Святой Серафим Саровский выходит из десятилетнего затвора в 1825-м и остается открыт для общения вплоть до своей кончины в 1834 году.

Воистину, «странные бывают сближения»! Неужели величайший святой и величайший поэт России в момент высшего раскрытия своих творческих сил сошлись сквозь века и астрономические пространства духа лишь для того, чтобы разминуться на ста километрах пространства земного? Не была ли провидению угодна эта встреча? И рождение великой русской (святой – по выражению Томаса Манна) литературы, не должно ли было быть благословлено святым Серафимом?

Возможно, получи Пушкин это благословение, оно изменило бы «траекторию звезды», и он остался бы жив? Что, в свою очередь, изменило бы судьбы самой России?
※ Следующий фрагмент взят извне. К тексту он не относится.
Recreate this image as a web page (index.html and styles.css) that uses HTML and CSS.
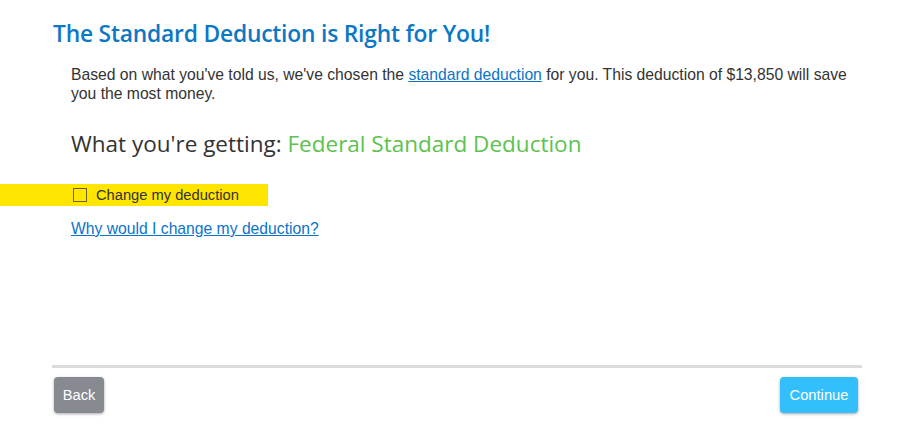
FILE: index.html
```html
<!DOCTYPE html>
<html>
<head>
<meta charset="utf-8">
<link rel="stylesheet" href="styles.css">
</head>
<body>
<div class="page">
  <h1 class="title">The Standard Deduction is Right for You!</h1>
  <div class="content">
    <p class="intro">Based on what you've told us, we've chosen the <a href="#" class="link">standard deduction</a> for you. This deduction of $13,850 will save you the most money.</p>
    <h2 class="getting">What you're getting: <span class="green">Federal Standard Deduction</span></h2>
  </div>
  <label class="change-row"><span class="box"></span><span class="change-text">Change my deduction</span></label>
  <div class="content">
    <a href="#" class="link why">Why would I change my deduction?</a>
  </div>
  <div class="footer">
    <button class="btn back">Back</button>
    <button class="btn continue">Continue</button>
  </div>
</div>
</body>
</html>
```

FILE: styles.css
```css
* { box-sizing: border-box; }
body {
  margin: 0;
  background: #fff;
  font-family: "Liberation Sans", Arial, sans-serif;
  color: #333;
}
.page {
  width: 924px;
  height: 442px;
  display: flex;
  flex-direction: column;
}
.title {
  margin: 20px 0 0 53px;
  font-family: "Open Sans", sans-serif;
  font-weight: 600;
  font-size: 22.8px;
  line-height: 28px;
  color: #0b78c6;
  letter-spacing: -0.2px;
}
.content {
  padding-left: 71px;
  padding-right: 66px;
}
.intro {
  margin: 17px 0 0 0;
  font-size: 15.7px;
  line-height: 19px;
  color: #333;
}
.link {
  color: #0b74c8;
  text-decoration: underline;
}
.getting {
  margin: 26px 0 0 0;
  font-family: "Open Sans", sans-serif;
  font-weight: 400;
  font-size: 22.5px;
  line-height: 30px;
  color: #333;
}
.green { color: #5bc24f; }
.change-row {
  margin-top: 25px;
  width: 268px;
  height: 22px;
  background: #ffe500;
  display: flex;
  align-items: center;
  padding-left: 73px;
  font-size: 14.7px;
  color: #333;
}
.box {
  width: 14px;
  height: 14px;
  border: 1px solid #6b6420;
  margin-right: 9px;
}
.why {
  display: inline-block;
  margin-top: 15px;
  font-size: 15.7px;
  line-height: 16px;
}
.footer {
  margin: auto 62px 29px 52px;
  border-top: 3px solid #dcdcdc;
  padding-top: 9px;
  display: flex;
  justify-content: space-between;
}
.btn {
  height: 36px;
  border: none;
  border-radius: 4px;
  color: #fff;
  font-family: "Liberation Sans", Arial, sans-serif;
  font-size: 14.7px;
  box-shadow: 0 1px 3px rgba(0,0,0,0.35);
  padding: 0 8px;
}
.back {
  margin-left: 2px;
  background: #878a91;
  width: 50px;
}
.continue {
  margin-right: 4px;
  background: #33bffc;
  width: 78px;
}
```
Величайший русский поэт и величайший русский святой не встретились. А если бы встретились? Если ли бы эта, предначертанная пушкинским «Пророком», встреча с «шестикрылым Серафимом» состоялась? Если бы «Душа России», преодолев эти последние сто километров, соединилась с ее святым духом, если бы два русских солнца сошлись? Что, если бы не помещик Мотовилов, а Пушкин сидел бы тогда перед преподобным Серафимом и внимал действию Духа Святого (как описывает это известное сочинение Мотовилова)? И если бы от него, этой «беззаконной кометы», этого «огня, пущенного с неба» (Гоголь), соединенного с огнем Серафима, как от благодатного пламени, начали бы зажигаться огни русской мысли, русского возрождения по всей великой империи?

Вопросы не праздные, возможно, ключевые для нас вопросы. Особенно принимая во внимание ту программу русского возрождения, которую предлагали Пушкин и Гоголь в рамках своего свободного консерватизма развития, в союзе Царя, Церкви и аристократической культуры.

Прав был Достоевский, говоря, что Пушкин унес с собой некую великую тайну, которую нам теперь без него предстоит разгадывать. И что, разгадывая эту тайну, мы не потеряем времени зря, ведь это – тайна самой России, тайна ее истории.